Oleh: Prof Dr Nasaruddin Umar
Namun, opsi pandangan ini bisa disanggah. Kata al-rijal di dalam Alquran tidak selamanya berarti laki-laki secara biologis.
Kata al-rijal bisa juga berarti gender maskulin (QS Al-Baqarah [2]: 282), orang tanpa membedakan laki-laki atau perempuan (QS Al-A’raf [7]: 46), nabi atau rasul (QS Al-Anbiya’ [21]: 7), tokoh yang memiliki sejumlah kapasitas (QS Yaasin [36]: 20), dan budak (QS Az-Zumar [39]: 29).
Opsi kedua menganggap adanya kemungkinan nabi perempuan. Pendapat inilah yang didukung Ibnu Hazm, dengan penjelasan bahwa nubuwwah berasal dari kata inba’, berarti ‘berita atau informasi’.
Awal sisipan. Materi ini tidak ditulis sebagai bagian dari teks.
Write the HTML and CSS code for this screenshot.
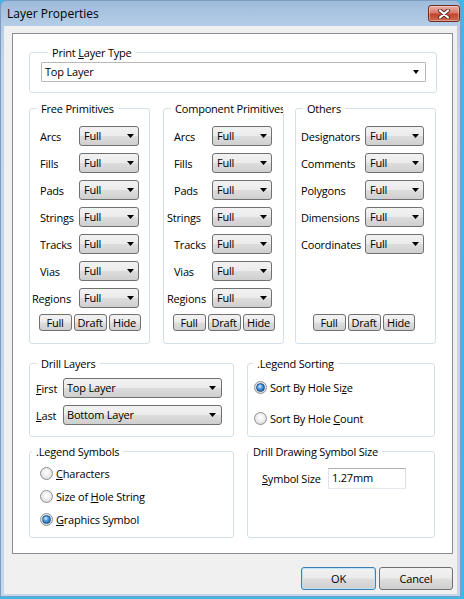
FILE: index.html
```html
<!DOCTYPE html>
<html>
<head>
<meta charset="utf-8">
<link rel="stylesheet" href="styles.css">
</head>
<body>
<div class="window">
  <div class="titlebar">
    <span class="title">Layer Properties</span>
    <div class="close">
      <svg width="12" height="10" viewBox="0 0 12 10"><path d="M2 1.5L10 8.5M10 1.5L2 8.5" stroke="#5a2a22" stroke-width="4" stroke-linecap="round"/><path d="M2 1.5L10 8.5M10 1.5L2 8.5" stroke="#fff" stroke-width="2.2" stroke-linecap="round"/></svg>
    </div>
  </div>
  <div class="client">
    <div class="panel">
      <div class="group g-print">
        <div class="gtitle">Print <u>L</u>ayer Type</div>
        <div class="combo white wide"><span>Top Layer</span><i class="arr"></i></div>
      </div>

      <div class="row-prims">
        <div class="group prim g-free">
          <div class="gtitle">Free Primitives</div>
          <div class="rows">
            <div class="prow"><span class="lbl">Arcs</span><div class="combo"><span>Full</span><i class="arr"></i></div></div>
            <div class="prow"><span class="lbl">Fills</span><div class="combo"><span>Full</span><i class="arr"></i></div></div>
            <div class="prow"><span class="lbl">Pads</span><div class="combo"><span>Full</span><i class="arr"></i></div></div>
            <div class="prow"><span class="lbl">Strings</span><div class="combo"><span>Full</span><i class="arr"></i></div></div>
            <div class="prow"><span class="lbl">Tracks</span><div class="combo"><span>Full</span><i class="arr"></i></div></div>
            <div class="prow"><span class="lbl">Vias</span><div class="combo"><span>Full</span><i class="arr"></i></div></div>
            <div class="prow"><span class="lbl shift8">Regions</span><div class="combo"><span>Full</span><i class="arr"></i></div></div>
          </div>
          <div class="btns"><div class="btn b-full">Full</div><div class="btn b-draft">Draft</div><div class="btn b-hide">Hide</div></div>
        </div>

        <div class="group prim g-comp">
          <div class="gtitle">Component Primitives</div>
          <div class="rows">
            <div class="prow"><span class="lbl">Arcs</span><div class="combo"><span>Full</span><i class="arr"></i></div></div>
            <div class="prow"><span class="lbl">Fills</span><div class="combo"><span>Full</span><i class="arr"></i></div></div>
            <div class="prow"><span class="lbl">Pads</span><div class="combo"><span>Full</span><i class="arr"></i></div></div>
            <div class="prow"><span class="lbl shift7">Strings</span><div class="combo"><span>Full</span><i class="arr"></i></div></div>
            <div class="prow"><span class="lbl">Tracks</span><div class="combo"><span>Full</span><i class="arr"></i></div></div>
            <div class="prow"><span class="lbl">Vias</span><div class="combo"><span>Full</span><i class="arr"></i></div></div>
            <div class="prow"><span class="lbl shift7">Regions</span><div class="combo"><span>Full</span><i class="arr"></i></div></div>
          </div>
          <div class="btns"><div class="btn b-full">Full</div><div class="btn b-draft">Draft</div><div class="btn b-hide">Hide</div></div>
        </div>

        <div class="group prim g-oth">
          <div class="gtitle">Others</div>
          <div class="rows">
            <div class="prow"><span class="lbl">Designators</span><div class="combo"><span>Full</span><i class="arr"></i></div></div>
            <div class="prow"><span class="lbl">Comments</span><div class="combo"><span>Full</span><i class="arr"></i></div></div>
            <div class="prow"><span class="lbl">Polygons</span><div class="combo"><span>Full</span><i class="arr"></i></div></div>
            <div class="prow"><span class="lbl">Dimensions</span><div class="combo"><span>Full</span><i class="arr"></i></div></div>
            <div class="prow"><span class="lbl">Coordinates</span><div class="combo"><span>Full</span><i class="arr"></i></div></div>
          </div>
          <div class="btns"><div class="btn b-full">Full</div><div class="btn b-draft">Draft</div><div class="btn b-hide">Hide</div></div>
        </div>
      </div>

      <div class="row-two r2">
        <div class="group g-left g-drill">
          <div class="gtitle">Drill Layers</div>
          <div class="drow"><span class="dlbl"><u>F</u>irst</span><div class="combo dcombo"><span>Top Layer</span><i class="arr"></i></div></div>
          <div class="drow"><span class="dlbl"><u>L</u>ast</span><div class="combo dcombo"><span>Bottom Layer</span><i class="arr"></i></div></div>
        </div>
        <div class="group g-right g-sort">
          <div class="gtitle t-sort">.Le<u>g</u>end Sorting</div>
          <div class="rrow first"><span class="radio on"></span><span>Sort By Hole Si<u>z</u>e</span></div>
          <div class="rrow second"><span class="radio"></span><span>Sort By Hole <u>C</u>ount</span></div>
        </div>
      </div>

      <div class="row-two r3">
        <div class="group g-left g-sym">
          <div class="gtitle t-sym">.Legend Symbols</div>
          <div class="srow"><span class="radio"></span><span><u>C</u>haracters</span></div>
          <div class="srow"><span class="radio"></span><span>Size of <u>H</u>ole String</span></div>
          <div class="srow"><span class="radio on"></span><span><u>G</u>raphics Symbol</span></div>
        </div>
        <div class="group g-right g-dd">
          <div class="gtitle t-dd">Drill Drawing Symbol Size</div>
          <div class="irow"><span class="ilbl"><u>S</u>ymbol Size</span><div class="input">1.27mm</div></div>
        </div>
      </div>
    </div>

    <div class="actions">
      <div class="pbtn ok">OK</div>
      <div class="pbtn cancel">Cancel</div>
    </div>
  </div>
</div>
</body>
</html>
```

FILE: styles.css
```css
* { box-sizing: border-box; }
html, body { margin: 0; padding: 0; }
body {
  width: 464px;
  height: 599px;
  overflow: hidden;
  background: #3bb9ea;
  font-family: "Open Sans", "Noto Sans", sans-serif;
  font-size: 11px;
  letter-spacing: -0.2px;
  color: #000;
}
u { text-decoration: underline; text-underline-offset: 1px; }

.window {
  width: 461px;
  height: 597px;
  border: 1px solid #7d9cc0;
  border-radius: 6px 6px 0 0;
  background: linear-gradient(#9fbbdb 0, #b4cce6 24px, #bfd5ec 60px, #c3d8ee 100%);
  display: flex;
  flex-direction: column;
}

.titlebar {
  height: 25px;
  display: flex;
  align-items: flex-start;
  justify-content: space-between;
}
.title {
  font-size: 12px;
  letter-spacing: 0;
  line-height: 16px;
  padding: 5px 0 0 6px;
}
.close {
  width: 32px;
  height: 17px;
  margin-top: 4px;
  border: 1px solid #6e2a20;
  border-radius: 3px;
  background: linear-gradient(#eab1a5 0, #d9786a 45%, #c4422d 55%, #cf6b4c 100%);
  box-shadow: inset 0 0 0 1px rgba(255,255,255,0.35);
  display: flex;
  align-items: center;
  justify-content: center;
}
.close svg { display: block; }

.client {
  flex: 1;
  margin: 0 3px 2px 3px;
  background: #f0f0f0;
  padding: 7px 4px 0 8px;
  display: flex;
  flex-direction: column;
}

.panel {
  width: 441px;
  height: 521px;
  border: 1px solid #8a8d93;
  background: #fff;
  padding: 18px 0 0 16px;
}

.group {
  border: 1px solid #d5dfe5;
  border-radius: 3px;
  display: flex;
  flex-direction: column;
}
.gtitle {
  align-self: flex-start;
  height: 15px;
  line-height: 15px;
  margin: -8px 0 0 7px;
  padding: 0 4px;
  background: #fff;
  white-space: nowrap;
  overflow: hidden;
  max-width: calc(100% - 7px);
}

/* Print layer type */
.g-print {
  width: 408px;
  height: 41px;
  padding: 0 10px 0 11px;
}
.g-print .combo { margin-top: 2px; }

/* combos */
.combo {
  height: 20px;
  border: 1px solid #707070;
  border-radius: 3px;
  background: linear-gradient(#f2f2f2 0, #ebebeb 48%, #dddddd 52%, #cfcfcf 100%);
  display: flex;
  align-items: center;
  justify-content: space-between;
  padding: 0 4px 0 4px;
  line-height: 16px;
  flex: none;
}
.combo.white {
  background: #fff;
  border-color: #b9b9b9;
  border-radius: 1px;
  padding: 0 6px 0 3px;
}
.arr {
  display: block;
  width: 7px;
  height: 4px;
  background: #000;
  clip-path: polygon(0 0, 100% 0, 50% 100%);
}
.combo.white .arr { width: 6px; height: 4px; }

/* primitives row */
.row-prims {
  display: flex;
  margin-top: 15px;
}
.prim { height: 236px; }
.g-free { width: 121px; }
.g-comp { width: 121px; margin-left: 13px; }
.g-oth { width: 141px; margin-left: 11px; }

.rows {
  margin-top: 10px;
  display: flex;
  flex-direction: column;
  gap: 7px;
}
.prow {
  display: flex;
  align-items: center;
  height: 20px;
  white-space: nowrap;
}
.g-free .prow { padding-left: 10px; }
.g-free .lbl { width: 39px; }
.g-comp .prow { padding-left: 10px; }
.g-comp .lbl { width: 38px; }
.g-oth .prow { padding-left: 5px; }
.g-oth .lbl { width: 64px; }
.lbl.shift8 { margin-left: -8px; width: 47px; }
.g-comp .lbl.shift7 { margin-left: -7px; width: 45px; }
.prim .combo { width: 60px; }
.g-oth .combo { width: 59px; }

.btns {
  margin-top: auto;
  padding-bottom: 12px;
  display: flex;
  justify-content: center;
  gap: 2px;
}
.g-oth .btns { padding-right: 4px; }
.btn {
  height: 17px;
  width: 33px;
  border: 1px solid #707070;
  border-radius: 3px;
  background: linear-gradient(#f2f2f2 0, #ebebeb 48%, #dddddd 52%, #cfcfcf 100%);
  text-align: center;
  line-height: 15px;
}
.b-hide { width: 32px; }

/* two-column rows */
.row-two { display: flex; }
.r2 { margin-top: 19px; }
.r3 { margin-top: 14px; }
.g-left { width: 205px; }
.g-right { width: 188px; margin-left: 13px; }
.r2 .group { height: 74px; }
.r3 .group { height: 87px; }

.drow {
  display: flex;
  align-items: center;
  height: 20px;
  padding-left: 6px;
}
.drow:nth-of-type(2) { margin-top: 7px; }
.drow + .drow { margin-top: 7px; }
.g-drill .drow:first-of-type { margin-top: 7px; }
.dlbl { width: 27px; }
.dcombo { width: 159px; padding: 0 5px 0 3px; }

.t-sort { margin-left: 5px; }
.t-sym { margin-left: 2px; }
.t-dd { margin-left: 1px; }

.rrow, .srow {
  display: flex;
  align-items: center;
  height: 15px;
  line-height: 15px;
  gap: 3px;
  white-space: nowrap;
}
.rrow { padding-left: 6px; }
.rrow.first { margin-top: 9px; }
.rrow.second { margin-top: 16px; }
.srow { padding-left: 10px; margin-top: 8px; }
.srow:first-of-type { margin-top: 7px; }
.g-sym .gtitle + .srow { margin-top: 7px; }

.radio {
  width: 13px;
  height: 13px;
  flex: none;
  border-radius: 50%;
  border: 1px solid #8c8f94;
  background: radial-gradient(circle at 50% 40%, #ffffff 0, #eeeeee 45%, #cfd0d2 100%);
  display: flex;
  align-items: center;
  justify-content: center;
}
.radio.on::after {
  content: "";
  width: 7px;
  height: 7px;
  border-radius: 50%;
  background: radial-gradient(circle at 40% 35%, #d6efff 0, #4c9be0 40%, #12528f 100%);
  border: 0.5px solid #1b4f86;
}

.irow {
  display: flex;
  align-items: center;
  margin-top: 9px;
  padding-left: 14px;
}
.ilbl { width: 66px; }
.input {
  width: 78px;
  height: 21px;
  border: 1px solid #abadb3;
  border-color: #abadb3 #dbdfe6 #e3e9ef #e2e3ea;
  background: #fff;
  padding-left: 3px;
  line-height: 18px;
}

/* bottom buttons */
.actions {
  display: flex;
  justify-content: flex-end;
  gap: 3px;
  margin-top: 13px;
}
.pbtn {
  height: 23px;
  border: 1px solid #707070;
  border-radius: 3px;
  background: linear-gradient(#f2f2f2 0, #ebebeb 48%, #dddddd 52%, #cfcfcf 100%);
  text-align: center;
  line-height: 21px;
}
.ok {
  width: 75px;
  border-color: #3c7fb1;
  box-shadow: inset 0 0 0 1px #bfe3f7;
}
.cancel { width: 74px; }
```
Nabi adalah orang yang memperoleh informasi dari Tuhan. Informasi ini dibedakan ke dalam beberapa tingkatan, antara lain informasi berupa wahyu kepada para nabi, ilham kepada para wali, taklim kepada para awam, dan thabi’ah berupa informasi kepada segenap makhluk, termasuk binatang, sebagaimana halnya lebah (QS aA-Nahl [16]: 68).
Ibnu Hazm membedakan antara kenabian (nubuwwah/prophecy), keraguan (dzann), ilusi (tawaahum/illution), (kahana/divination), dan astrologi.
Wahyu yang turun kepada seseorang biasanya mempunyai cara atau proses. Pertama, wahyu melalui perantara malaikat Jibril dan yang kedua wahyu yang turun langsung kepada seseorang tanpa wasilah.
Wahyu yang turun kepada perempuan menurut Ibnu Hazm, antara lain Maryam diberi tahu akan lahirnya seorang bernama Isa dari rahimnya (QS Maryam [19]: 17- 19, Al-Maaidah [5]: 75, dan Yusuf [12]: 46).
Selain Maryam, putra Imran juga dikemukakan ibunda Isa, serta Asiah, putri Muzahim yang juga menjadi istri Firaun diindikasikan pula sebagai nabi, mengingat intensifnya pemberitaan Alquran tentang figur ideal perempuan tersebut.
Istri Nabi Ibrahim diberi tahu melalui Jibril bahwa dirinya akan memperoleh anak (QS Hud [11]: 71-73). Ibu Nabi Musa yang diperintahkan oleh Allah agar meletakkan anaknya di sungai dan diberi tahu bahwa anaknya nantinya akan menjadi nabi (QS Al-Qashash [28]: 7 dan QS Thaha [20]: 38).